▶ Exercise:
Show each line from the listing that includes the word "this".

▶ Records for the task:
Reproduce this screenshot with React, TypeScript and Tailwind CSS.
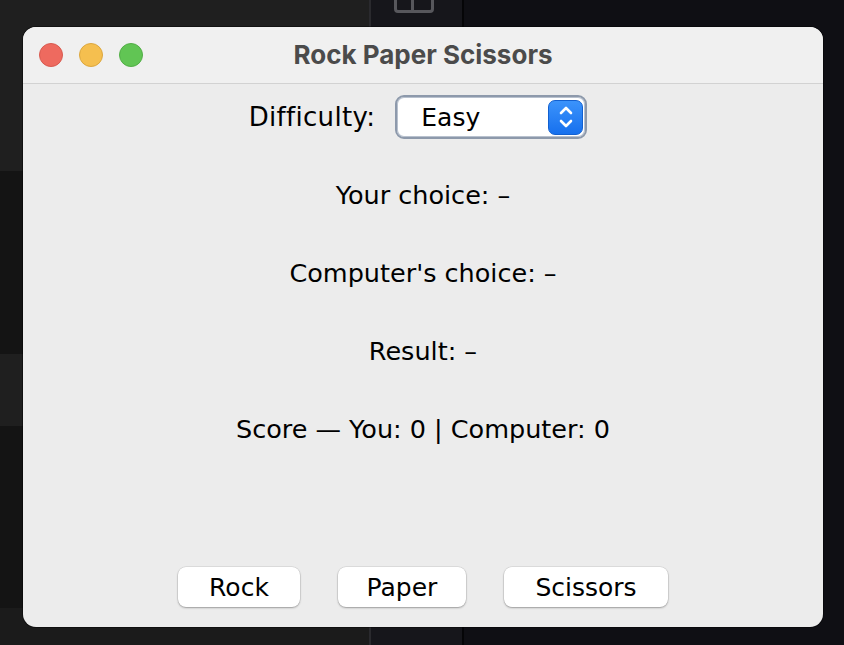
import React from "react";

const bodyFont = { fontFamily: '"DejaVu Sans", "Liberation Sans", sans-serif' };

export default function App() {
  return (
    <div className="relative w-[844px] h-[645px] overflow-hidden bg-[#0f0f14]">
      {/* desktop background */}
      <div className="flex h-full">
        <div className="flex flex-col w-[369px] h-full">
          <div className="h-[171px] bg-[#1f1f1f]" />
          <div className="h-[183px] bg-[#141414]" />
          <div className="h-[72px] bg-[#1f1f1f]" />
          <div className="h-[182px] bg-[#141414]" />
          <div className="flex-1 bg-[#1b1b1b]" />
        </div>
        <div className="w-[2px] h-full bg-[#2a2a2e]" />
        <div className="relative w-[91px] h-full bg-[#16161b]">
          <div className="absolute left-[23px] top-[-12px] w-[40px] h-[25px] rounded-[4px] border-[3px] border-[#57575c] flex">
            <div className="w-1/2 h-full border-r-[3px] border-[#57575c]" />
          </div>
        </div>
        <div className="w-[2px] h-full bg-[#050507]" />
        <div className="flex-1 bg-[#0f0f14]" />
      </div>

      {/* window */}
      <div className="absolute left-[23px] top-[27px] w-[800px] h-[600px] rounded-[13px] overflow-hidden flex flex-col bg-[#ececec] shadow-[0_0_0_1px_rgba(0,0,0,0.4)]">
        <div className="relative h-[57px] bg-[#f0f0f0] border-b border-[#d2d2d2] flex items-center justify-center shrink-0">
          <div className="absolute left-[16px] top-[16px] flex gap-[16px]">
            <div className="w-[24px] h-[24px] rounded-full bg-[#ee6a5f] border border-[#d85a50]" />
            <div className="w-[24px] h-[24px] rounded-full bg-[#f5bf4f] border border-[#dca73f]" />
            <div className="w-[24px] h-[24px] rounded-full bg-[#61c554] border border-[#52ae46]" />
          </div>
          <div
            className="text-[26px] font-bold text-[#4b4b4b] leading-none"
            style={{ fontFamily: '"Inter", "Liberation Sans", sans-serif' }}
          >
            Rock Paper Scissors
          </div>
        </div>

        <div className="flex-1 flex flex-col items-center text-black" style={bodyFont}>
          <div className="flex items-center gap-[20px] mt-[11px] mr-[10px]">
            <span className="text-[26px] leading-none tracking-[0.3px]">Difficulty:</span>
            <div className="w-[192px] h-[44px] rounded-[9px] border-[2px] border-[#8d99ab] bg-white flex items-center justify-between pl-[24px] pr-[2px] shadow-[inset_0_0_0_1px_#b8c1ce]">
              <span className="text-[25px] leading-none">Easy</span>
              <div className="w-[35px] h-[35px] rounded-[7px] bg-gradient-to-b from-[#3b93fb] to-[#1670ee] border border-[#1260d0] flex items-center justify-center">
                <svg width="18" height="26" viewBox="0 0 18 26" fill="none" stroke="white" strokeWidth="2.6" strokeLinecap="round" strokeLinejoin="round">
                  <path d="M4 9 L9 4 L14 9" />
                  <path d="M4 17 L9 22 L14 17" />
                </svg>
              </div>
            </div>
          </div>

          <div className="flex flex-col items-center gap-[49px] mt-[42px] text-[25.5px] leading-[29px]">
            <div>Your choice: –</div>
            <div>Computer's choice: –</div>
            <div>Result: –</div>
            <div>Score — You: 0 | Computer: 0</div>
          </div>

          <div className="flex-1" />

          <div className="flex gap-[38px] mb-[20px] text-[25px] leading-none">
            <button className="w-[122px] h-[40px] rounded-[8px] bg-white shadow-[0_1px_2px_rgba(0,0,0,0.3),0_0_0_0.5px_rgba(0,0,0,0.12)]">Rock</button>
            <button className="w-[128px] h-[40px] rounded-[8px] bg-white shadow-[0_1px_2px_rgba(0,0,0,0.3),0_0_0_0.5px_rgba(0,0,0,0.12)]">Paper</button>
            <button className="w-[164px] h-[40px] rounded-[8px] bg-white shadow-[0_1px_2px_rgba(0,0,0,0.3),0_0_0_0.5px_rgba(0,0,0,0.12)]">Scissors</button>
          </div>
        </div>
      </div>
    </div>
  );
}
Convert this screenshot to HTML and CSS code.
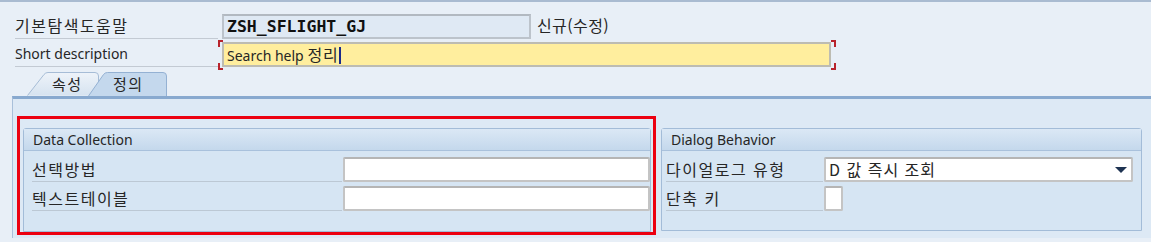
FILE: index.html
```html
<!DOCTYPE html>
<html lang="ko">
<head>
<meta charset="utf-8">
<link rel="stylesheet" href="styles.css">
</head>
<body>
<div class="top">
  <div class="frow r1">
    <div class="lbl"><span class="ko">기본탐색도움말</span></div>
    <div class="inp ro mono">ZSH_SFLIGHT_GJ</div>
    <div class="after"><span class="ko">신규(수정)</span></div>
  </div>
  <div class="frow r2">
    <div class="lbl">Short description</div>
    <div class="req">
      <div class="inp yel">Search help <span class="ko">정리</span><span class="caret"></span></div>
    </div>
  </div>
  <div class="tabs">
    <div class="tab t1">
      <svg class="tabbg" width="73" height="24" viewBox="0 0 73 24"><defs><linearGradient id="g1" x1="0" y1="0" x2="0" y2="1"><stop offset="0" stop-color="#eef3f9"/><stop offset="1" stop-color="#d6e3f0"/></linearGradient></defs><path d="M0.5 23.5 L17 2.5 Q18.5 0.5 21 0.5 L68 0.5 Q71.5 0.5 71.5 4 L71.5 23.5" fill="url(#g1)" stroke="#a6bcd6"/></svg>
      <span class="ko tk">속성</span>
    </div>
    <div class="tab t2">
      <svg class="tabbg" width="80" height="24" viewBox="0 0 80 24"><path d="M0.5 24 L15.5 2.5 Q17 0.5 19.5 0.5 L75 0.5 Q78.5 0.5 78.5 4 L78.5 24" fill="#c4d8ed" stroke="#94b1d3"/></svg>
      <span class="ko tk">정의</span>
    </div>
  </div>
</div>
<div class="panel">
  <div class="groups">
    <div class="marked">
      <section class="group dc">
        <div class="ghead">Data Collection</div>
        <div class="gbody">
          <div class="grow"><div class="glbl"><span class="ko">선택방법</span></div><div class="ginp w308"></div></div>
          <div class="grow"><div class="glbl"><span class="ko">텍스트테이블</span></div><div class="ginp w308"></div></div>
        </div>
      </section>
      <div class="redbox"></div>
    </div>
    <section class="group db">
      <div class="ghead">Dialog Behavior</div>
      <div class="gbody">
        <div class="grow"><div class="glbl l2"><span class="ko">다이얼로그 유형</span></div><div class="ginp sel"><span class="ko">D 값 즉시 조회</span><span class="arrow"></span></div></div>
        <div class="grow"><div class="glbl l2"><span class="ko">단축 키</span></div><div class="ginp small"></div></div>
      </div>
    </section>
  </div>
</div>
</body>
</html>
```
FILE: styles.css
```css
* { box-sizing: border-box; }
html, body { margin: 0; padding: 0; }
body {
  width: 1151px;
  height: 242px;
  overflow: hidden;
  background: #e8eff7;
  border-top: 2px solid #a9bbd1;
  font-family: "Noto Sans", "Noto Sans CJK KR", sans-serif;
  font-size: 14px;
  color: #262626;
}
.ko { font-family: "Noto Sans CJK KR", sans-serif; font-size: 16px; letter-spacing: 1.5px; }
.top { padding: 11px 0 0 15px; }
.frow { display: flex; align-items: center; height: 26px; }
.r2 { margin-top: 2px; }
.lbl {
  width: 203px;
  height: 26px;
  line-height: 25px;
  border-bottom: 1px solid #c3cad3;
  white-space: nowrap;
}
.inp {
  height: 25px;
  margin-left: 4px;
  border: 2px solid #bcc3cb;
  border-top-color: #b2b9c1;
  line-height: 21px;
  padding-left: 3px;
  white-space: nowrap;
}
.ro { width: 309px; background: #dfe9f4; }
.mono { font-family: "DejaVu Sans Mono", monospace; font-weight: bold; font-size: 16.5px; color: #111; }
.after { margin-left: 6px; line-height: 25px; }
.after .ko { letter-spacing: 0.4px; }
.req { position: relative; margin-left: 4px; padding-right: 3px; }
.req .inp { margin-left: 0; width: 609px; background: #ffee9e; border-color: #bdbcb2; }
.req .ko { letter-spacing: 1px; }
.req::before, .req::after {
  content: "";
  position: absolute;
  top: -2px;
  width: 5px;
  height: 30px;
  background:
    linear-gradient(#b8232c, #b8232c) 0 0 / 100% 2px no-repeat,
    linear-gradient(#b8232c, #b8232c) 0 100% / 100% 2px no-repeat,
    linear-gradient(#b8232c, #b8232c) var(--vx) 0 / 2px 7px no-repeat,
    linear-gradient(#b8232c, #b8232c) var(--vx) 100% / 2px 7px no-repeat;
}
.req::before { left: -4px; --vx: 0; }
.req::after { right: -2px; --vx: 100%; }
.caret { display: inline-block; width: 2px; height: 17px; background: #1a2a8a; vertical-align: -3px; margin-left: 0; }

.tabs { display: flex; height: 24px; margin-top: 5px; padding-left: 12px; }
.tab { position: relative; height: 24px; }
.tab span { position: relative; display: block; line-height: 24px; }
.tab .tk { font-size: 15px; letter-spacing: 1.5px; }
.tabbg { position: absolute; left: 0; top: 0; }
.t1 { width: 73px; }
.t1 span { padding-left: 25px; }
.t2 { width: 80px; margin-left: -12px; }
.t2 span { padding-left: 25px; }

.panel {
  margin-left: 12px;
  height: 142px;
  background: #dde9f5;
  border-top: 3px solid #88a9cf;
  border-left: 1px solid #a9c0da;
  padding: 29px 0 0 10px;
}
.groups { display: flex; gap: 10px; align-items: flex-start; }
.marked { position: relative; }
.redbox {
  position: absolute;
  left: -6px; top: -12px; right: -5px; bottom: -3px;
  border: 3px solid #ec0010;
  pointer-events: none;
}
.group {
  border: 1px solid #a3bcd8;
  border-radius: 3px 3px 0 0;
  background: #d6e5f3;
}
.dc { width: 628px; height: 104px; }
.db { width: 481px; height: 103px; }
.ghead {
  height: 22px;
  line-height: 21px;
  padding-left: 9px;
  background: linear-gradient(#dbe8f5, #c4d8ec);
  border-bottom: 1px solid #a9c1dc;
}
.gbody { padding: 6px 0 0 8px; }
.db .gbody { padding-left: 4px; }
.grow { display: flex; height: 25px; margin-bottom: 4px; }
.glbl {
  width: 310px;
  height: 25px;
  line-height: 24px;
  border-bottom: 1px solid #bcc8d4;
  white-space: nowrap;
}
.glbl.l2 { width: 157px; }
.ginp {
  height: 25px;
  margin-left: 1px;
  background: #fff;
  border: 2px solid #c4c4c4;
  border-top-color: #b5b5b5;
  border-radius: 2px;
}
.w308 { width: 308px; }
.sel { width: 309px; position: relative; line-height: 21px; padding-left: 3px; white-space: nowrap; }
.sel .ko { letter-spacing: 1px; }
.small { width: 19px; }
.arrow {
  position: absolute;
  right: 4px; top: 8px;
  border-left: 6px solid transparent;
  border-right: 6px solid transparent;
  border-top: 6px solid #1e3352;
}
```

...

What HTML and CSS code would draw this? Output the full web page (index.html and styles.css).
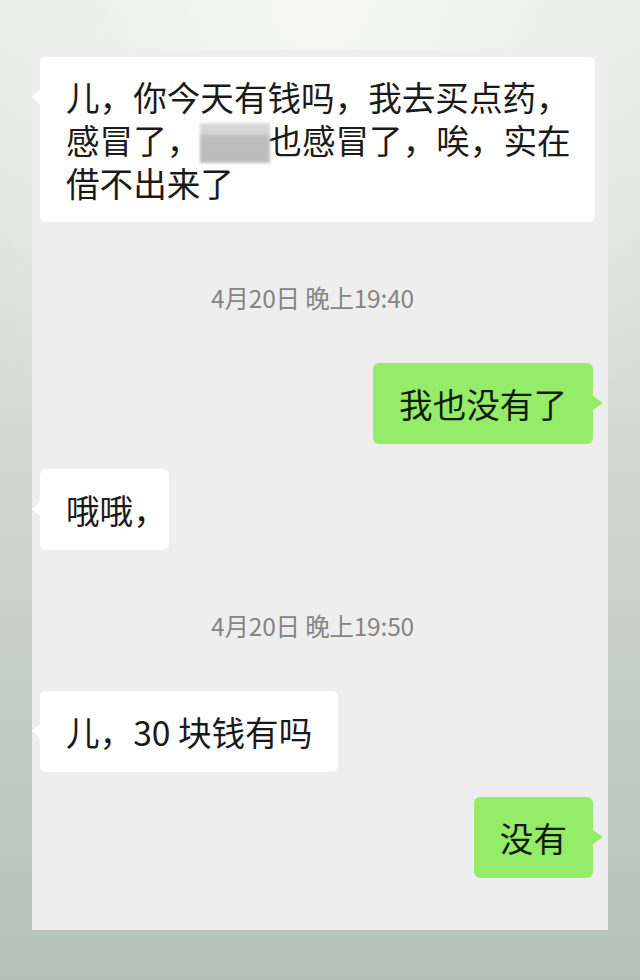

--

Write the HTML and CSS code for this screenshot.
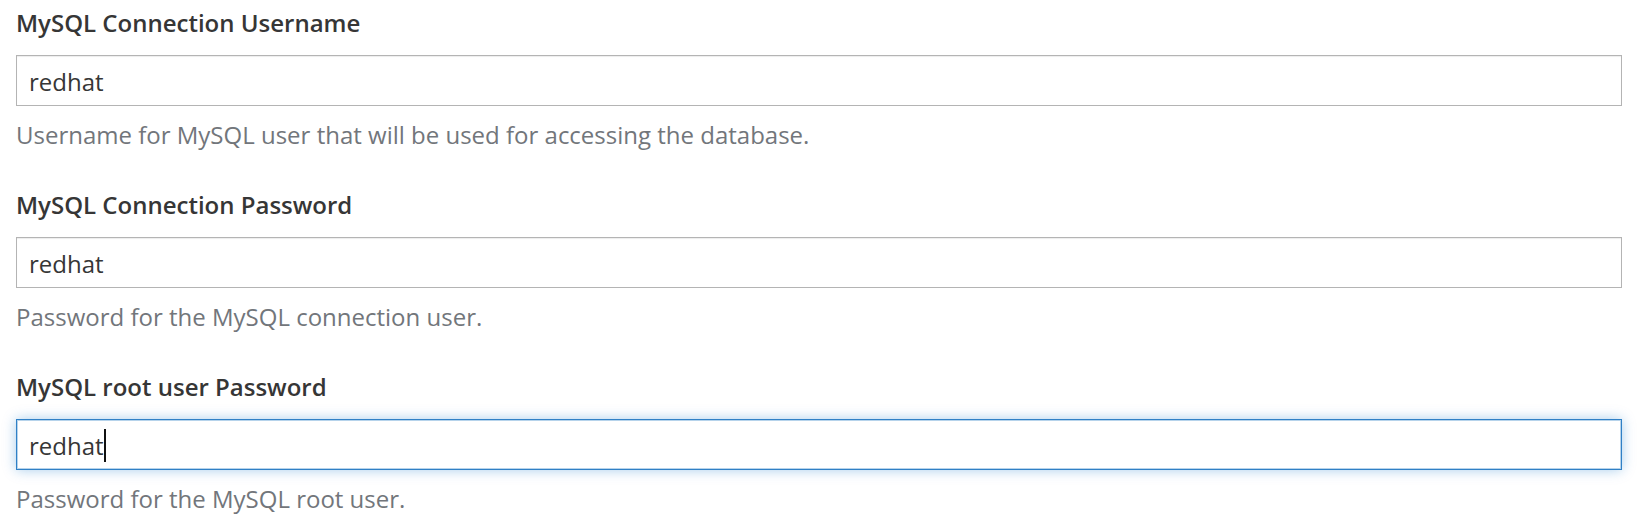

▶ Exercise answer:
Reproduce this screenshot with React, TypeScript and Tailwind CSS.
Convert this screenshot to HTML and CSS code.
What HTML and CSS code would draw this? Output the full web page (index.html and styles.css).
Write the HTML and CSS code for this screenshot.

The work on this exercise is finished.